— Data section —
-- start --

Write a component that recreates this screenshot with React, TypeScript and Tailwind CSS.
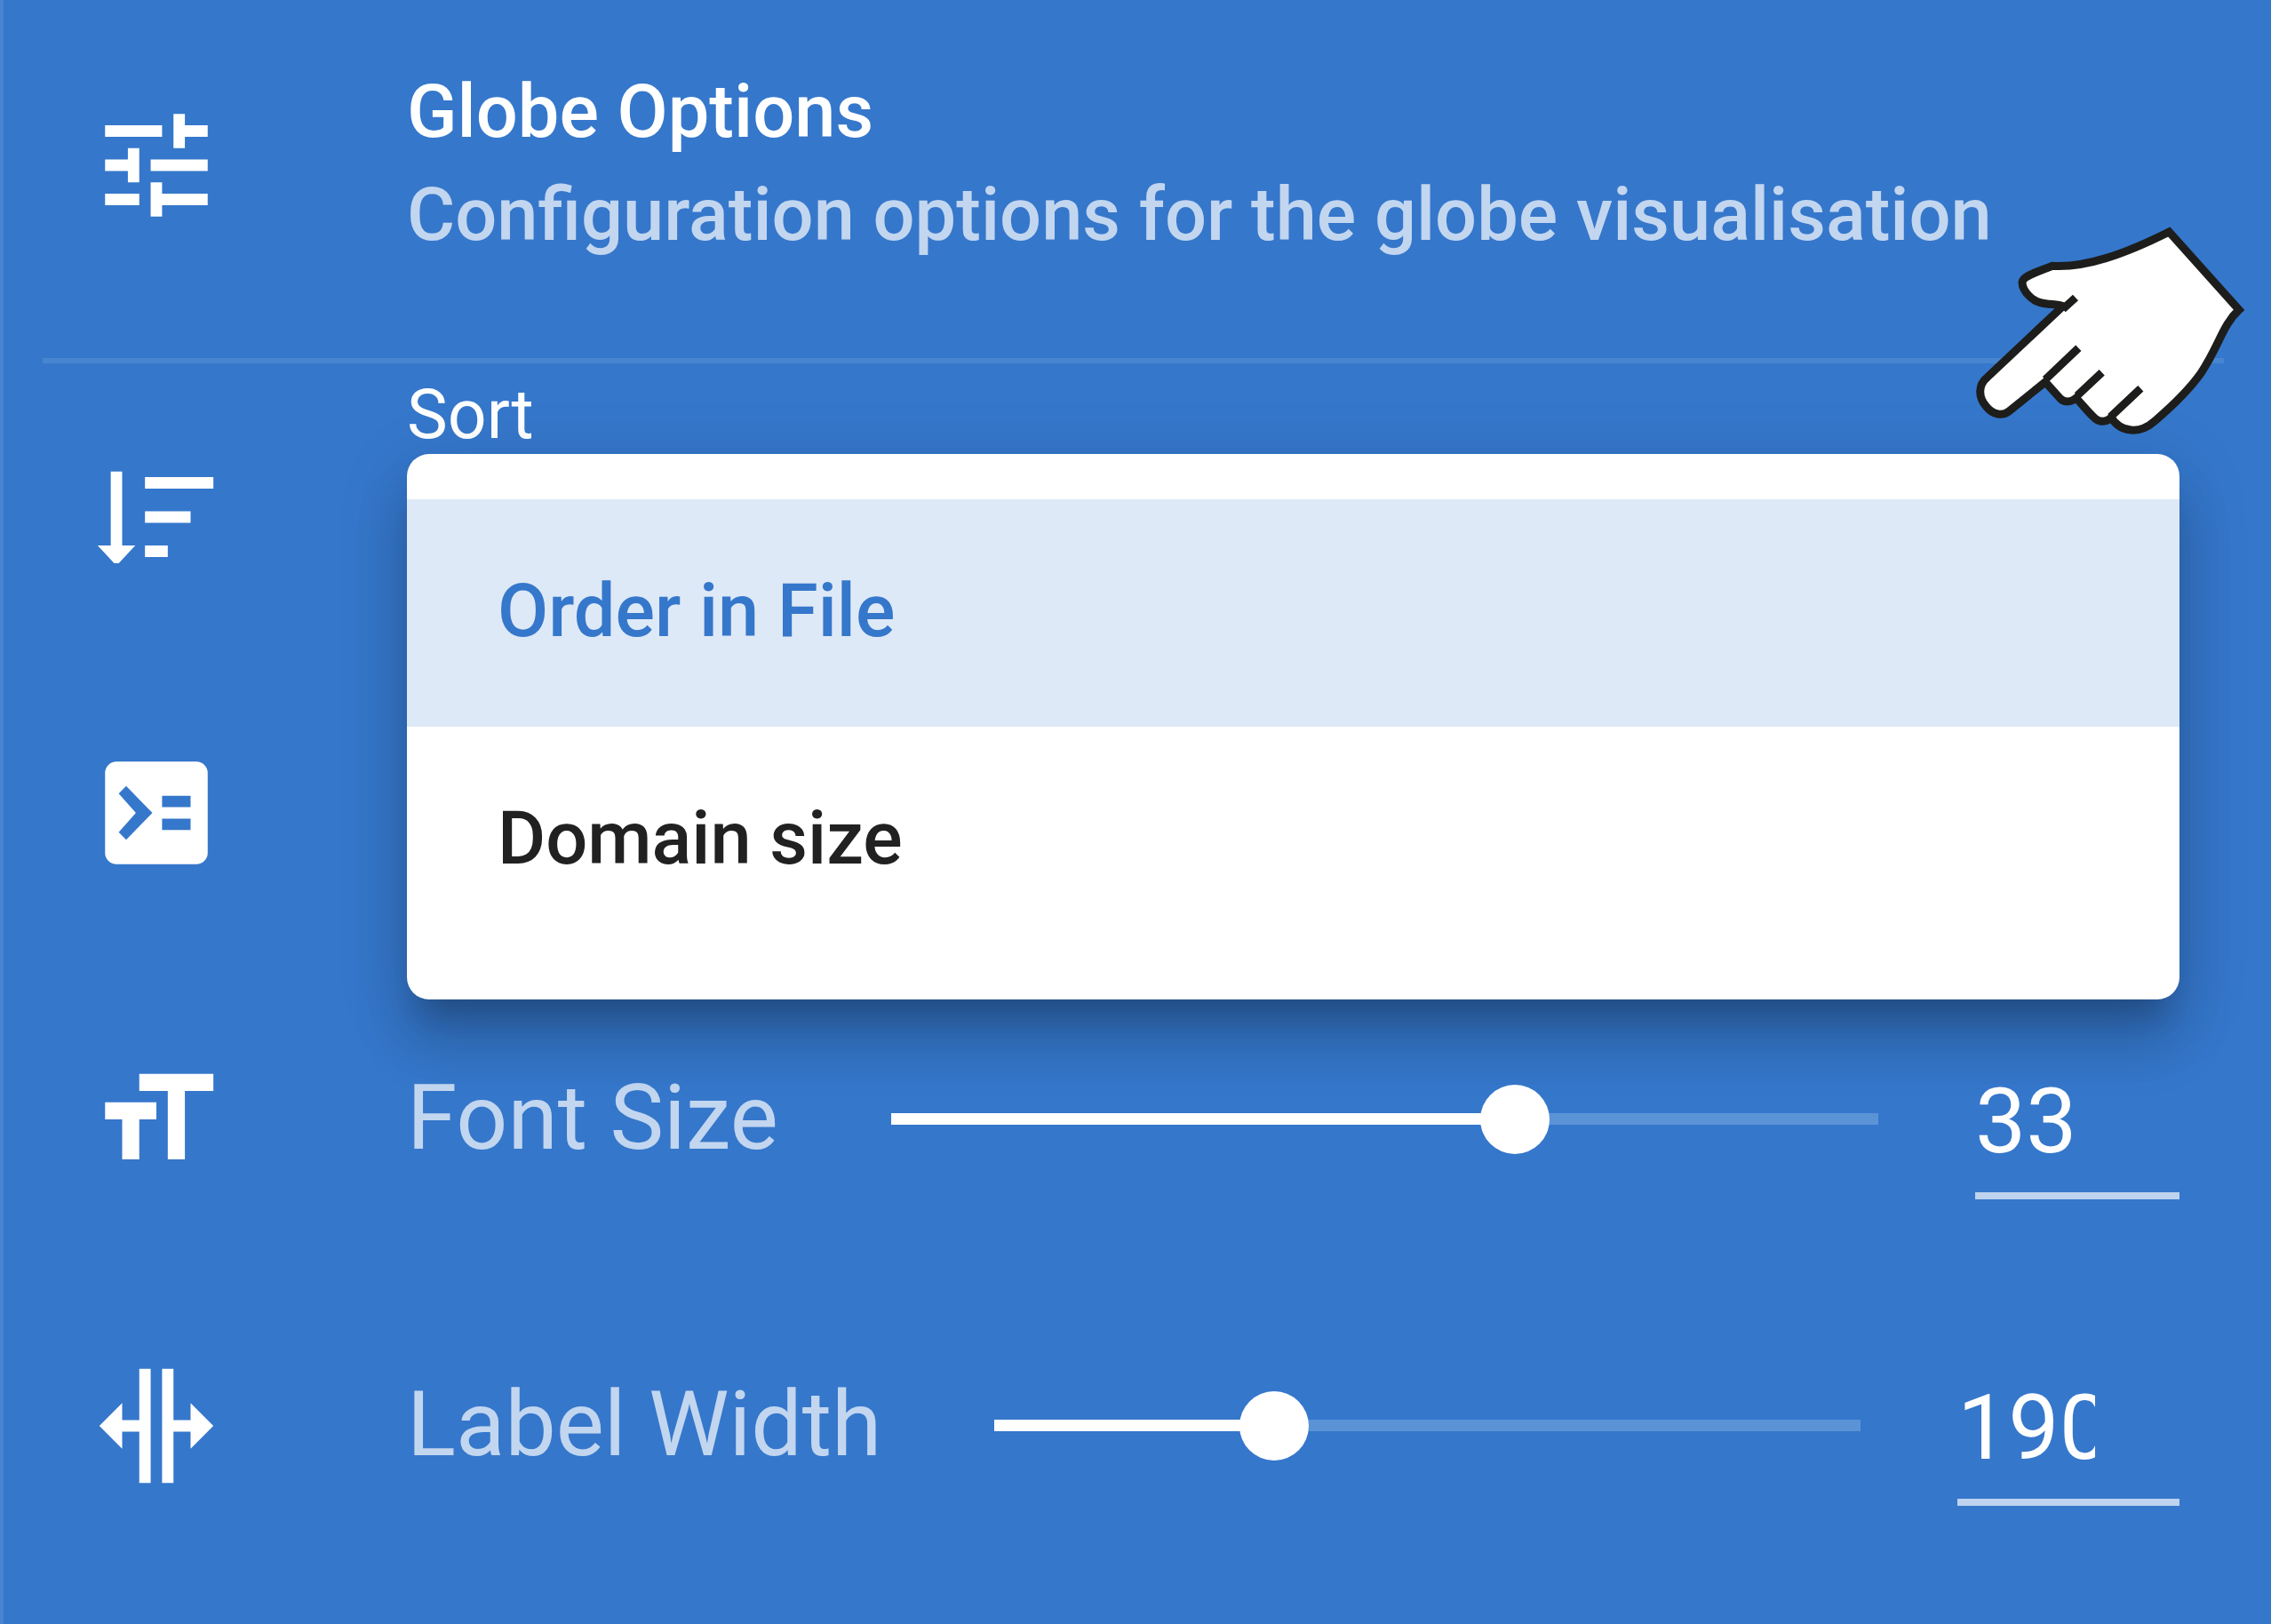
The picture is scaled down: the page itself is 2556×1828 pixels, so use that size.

-- end --
-- start --

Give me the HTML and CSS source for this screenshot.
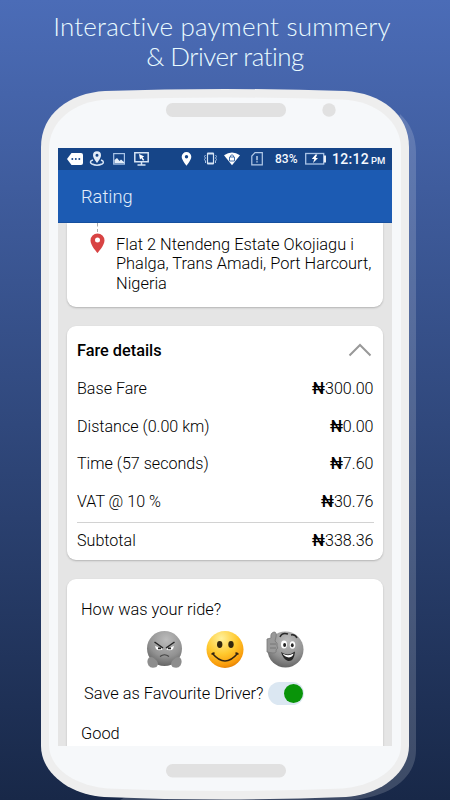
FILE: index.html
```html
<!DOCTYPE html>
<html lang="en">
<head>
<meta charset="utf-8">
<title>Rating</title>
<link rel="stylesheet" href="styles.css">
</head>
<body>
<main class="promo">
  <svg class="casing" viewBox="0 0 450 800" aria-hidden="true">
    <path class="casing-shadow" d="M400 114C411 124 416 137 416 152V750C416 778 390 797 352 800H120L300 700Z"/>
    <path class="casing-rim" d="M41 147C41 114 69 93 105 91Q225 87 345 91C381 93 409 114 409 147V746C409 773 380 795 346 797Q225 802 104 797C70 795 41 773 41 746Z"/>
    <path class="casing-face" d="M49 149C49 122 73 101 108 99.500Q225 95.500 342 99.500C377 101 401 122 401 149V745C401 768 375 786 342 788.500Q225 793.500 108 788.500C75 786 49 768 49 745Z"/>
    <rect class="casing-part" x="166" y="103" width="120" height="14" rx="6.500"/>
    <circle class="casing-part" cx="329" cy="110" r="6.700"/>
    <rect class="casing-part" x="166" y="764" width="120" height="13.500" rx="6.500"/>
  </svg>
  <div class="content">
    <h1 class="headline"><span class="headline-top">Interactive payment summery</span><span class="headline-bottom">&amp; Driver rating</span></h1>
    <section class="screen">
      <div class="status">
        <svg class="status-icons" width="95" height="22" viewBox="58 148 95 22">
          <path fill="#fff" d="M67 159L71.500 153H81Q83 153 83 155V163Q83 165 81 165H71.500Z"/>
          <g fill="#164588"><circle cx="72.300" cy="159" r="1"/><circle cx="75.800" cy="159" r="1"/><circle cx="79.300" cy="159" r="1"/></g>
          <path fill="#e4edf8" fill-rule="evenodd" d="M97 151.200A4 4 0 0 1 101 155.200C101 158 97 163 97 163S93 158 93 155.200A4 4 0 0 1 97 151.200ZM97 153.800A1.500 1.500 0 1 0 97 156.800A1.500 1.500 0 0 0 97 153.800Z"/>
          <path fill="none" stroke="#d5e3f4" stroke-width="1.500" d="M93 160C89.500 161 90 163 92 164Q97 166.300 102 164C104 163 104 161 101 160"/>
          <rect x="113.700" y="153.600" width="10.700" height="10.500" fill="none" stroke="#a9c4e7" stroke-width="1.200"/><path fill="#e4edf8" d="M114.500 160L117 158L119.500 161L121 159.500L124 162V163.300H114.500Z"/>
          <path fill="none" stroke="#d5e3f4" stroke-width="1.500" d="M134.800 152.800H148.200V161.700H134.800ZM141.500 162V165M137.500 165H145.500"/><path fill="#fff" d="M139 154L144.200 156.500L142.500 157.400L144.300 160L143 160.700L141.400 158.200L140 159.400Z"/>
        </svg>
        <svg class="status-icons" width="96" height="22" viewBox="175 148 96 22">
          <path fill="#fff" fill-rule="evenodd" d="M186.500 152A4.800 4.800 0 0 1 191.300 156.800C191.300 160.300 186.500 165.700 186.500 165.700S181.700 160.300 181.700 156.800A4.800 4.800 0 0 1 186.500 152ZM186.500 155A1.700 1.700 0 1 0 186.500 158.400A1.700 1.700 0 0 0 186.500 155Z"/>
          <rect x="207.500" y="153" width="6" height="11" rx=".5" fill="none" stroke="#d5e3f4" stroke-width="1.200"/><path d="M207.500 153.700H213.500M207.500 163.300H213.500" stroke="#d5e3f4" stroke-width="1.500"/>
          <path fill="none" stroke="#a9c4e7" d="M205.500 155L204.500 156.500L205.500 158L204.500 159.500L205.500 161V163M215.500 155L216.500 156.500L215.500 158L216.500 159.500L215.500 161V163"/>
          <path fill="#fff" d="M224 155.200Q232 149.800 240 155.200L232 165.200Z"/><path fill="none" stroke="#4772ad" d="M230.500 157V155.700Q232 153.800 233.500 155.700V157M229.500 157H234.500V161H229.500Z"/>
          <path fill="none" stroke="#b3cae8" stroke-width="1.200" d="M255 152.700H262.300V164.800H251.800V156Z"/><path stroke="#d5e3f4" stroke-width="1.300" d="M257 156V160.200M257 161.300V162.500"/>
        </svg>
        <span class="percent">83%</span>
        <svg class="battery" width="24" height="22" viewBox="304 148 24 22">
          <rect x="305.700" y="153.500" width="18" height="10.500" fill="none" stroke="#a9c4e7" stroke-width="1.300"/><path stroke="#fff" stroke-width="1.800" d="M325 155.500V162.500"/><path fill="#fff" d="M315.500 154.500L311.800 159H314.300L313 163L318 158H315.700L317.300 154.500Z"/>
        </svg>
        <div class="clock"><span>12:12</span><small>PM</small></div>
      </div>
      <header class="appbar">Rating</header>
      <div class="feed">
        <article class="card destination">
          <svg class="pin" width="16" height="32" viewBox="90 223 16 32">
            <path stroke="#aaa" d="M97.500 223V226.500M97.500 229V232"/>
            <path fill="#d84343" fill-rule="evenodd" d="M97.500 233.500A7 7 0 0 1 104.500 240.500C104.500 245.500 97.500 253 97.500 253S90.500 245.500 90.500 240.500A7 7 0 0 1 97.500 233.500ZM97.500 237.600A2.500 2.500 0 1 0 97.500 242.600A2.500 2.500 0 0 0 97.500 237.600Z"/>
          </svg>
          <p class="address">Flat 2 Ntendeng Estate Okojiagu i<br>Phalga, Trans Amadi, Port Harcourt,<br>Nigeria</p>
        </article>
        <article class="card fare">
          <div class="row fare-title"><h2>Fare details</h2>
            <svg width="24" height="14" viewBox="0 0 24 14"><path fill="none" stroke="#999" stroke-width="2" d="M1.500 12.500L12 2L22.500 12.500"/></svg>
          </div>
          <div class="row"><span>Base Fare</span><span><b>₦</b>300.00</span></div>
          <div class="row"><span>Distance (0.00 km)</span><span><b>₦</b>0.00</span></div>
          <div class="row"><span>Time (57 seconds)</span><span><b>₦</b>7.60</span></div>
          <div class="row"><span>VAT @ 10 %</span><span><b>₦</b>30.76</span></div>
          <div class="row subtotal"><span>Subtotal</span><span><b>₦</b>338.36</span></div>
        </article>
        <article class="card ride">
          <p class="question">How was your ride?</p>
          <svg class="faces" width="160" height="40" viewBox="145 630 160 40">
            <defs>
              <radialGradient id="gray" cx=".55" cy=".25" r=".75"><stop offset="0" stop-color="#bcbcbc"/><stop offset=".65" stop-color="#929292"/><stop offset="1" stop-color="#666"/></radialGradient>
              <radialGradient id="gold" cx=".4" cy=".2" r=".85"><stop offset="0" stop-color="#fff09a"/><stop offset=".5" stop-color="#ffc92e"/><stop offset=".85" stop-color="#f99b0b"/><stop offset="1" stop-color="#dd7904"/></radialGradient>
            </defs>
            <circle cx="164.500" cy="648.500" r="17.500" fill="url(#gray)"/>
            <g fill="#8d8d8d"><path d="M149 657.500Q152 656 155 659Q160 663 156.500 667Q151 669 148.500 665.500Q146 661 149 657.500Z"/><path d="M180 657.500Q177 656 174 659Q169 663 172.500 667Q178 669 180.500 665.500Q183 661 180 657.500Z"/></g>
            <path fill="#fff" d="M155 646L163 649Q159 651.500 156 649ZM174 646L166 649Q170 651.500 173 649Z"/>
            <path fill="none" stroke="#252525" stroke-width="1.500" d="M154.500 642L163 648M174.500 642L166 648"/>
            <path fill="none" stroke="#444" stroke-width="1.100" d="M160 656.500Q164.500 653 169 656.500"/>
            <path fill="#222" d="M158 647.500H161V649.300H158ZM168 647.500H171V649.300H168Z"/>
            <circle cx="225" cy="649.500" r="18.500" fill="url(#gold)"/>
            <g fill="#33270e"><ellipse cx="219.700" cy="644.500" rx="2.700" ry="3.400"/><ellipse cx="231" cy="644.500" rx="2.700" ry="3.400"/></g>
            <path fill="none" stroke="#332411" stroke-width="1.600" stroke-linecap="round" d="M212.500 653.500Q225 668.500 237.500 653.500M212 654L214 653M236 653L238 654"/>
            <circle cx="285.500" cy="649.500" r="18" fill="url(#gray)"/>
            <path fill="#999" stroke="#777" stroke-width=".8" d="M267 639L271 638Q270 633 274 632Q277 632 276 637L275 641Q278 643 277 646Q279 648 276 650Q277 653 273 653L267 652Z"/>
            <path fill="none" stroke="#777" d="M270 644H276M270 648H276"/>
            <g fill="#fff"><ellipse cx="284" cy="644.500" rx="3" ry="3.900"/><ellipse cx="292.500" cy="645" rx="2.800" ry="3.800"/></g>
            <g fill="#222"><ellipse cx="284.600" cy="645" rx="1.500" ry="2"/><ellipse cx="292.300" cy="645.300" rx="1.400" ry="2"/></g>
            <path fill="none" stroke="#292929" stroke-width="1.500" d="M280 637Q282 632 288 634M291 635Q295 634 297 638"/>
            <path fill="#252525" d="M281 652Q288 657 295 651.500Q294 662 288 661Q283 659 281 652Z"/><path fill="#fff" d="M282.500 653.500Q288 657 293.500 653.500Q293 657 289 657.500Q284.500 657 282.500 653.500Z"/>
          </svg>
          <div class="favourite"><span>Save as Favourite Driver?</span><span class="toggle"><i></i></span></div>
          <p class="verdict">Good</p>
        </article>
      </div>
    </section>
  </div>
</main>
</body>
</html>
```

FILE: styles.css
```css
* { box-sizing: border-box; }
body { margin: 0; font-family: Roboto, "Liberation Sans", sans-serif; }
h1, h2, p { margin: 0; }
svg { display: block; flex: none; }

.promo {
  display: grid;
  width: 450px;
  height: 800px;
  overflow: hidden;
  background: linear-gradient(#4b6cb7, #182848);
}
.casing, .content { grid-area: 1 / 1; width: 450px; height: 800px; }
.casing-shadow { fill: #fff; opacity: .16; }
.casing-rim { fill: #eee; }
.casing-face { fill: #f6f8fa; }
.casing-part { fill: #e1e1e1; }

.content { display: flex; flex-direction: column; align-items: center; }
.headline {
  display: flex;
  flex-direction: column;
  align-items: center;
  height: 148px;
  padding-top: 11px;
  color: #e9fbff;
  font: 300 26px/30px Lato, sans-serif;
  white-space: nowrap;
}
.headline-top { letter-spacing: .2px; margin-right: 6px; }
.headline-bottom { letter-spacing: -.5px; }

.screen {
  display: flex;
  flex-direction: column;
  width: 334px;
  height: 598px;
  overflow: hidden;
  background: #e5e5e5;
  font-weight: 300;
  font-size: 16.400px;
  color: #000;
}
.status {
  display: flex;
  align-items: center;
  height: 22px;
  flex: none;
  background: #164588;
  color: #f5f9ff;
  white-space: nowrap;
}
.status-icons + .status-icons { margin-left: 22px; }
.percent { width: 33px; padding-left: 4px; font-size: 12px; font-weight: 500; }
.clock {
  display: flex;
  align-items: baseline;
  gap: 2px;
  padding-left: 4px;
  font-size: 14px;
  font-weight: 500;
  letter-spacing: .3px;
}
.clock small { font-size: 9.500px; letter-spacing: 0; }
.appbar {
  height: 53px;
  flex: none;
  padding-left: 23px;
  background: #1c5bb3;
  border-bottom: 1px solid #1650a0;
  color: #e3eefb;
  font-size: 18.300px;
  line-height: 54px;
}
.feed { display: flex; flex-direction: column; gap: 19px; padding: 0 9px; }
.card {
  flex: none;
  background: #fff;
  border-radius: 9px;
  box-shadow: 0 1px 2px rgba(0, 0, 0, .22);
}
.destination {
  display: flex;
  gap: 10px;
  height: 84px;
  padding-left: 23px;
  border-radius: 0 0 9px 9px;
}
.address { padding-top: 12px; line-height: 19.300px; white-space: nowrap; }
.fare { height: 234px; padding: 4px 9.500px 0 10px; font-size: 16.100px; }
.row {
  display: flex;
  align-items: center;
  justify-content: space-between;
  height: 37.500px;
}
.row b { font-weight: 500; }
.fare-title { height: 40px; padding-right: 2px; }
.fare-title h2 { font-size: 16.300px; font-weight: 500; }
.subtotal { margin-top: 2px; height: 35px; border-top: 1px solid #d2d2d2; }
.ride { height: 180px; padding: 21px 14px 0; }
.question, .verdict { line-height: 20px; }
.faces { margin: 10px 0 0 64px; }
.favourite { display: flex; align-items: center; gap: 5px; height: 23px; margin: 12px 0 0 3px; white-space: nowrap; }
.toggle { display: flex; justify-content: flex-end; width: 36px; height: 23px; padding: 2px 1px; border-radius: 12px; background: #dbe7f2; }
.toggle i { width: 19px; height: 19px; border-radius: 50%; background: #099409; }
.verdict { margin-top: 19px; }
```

-- end --

— Exercise instructions —
Working from the entries above, return all lines that contain "this".

— Exercise answer —
Write a component that recreates this screenshot with React, TypeScript and Tailwind CSS.
Give me the HTML and CSS source for this screenshot.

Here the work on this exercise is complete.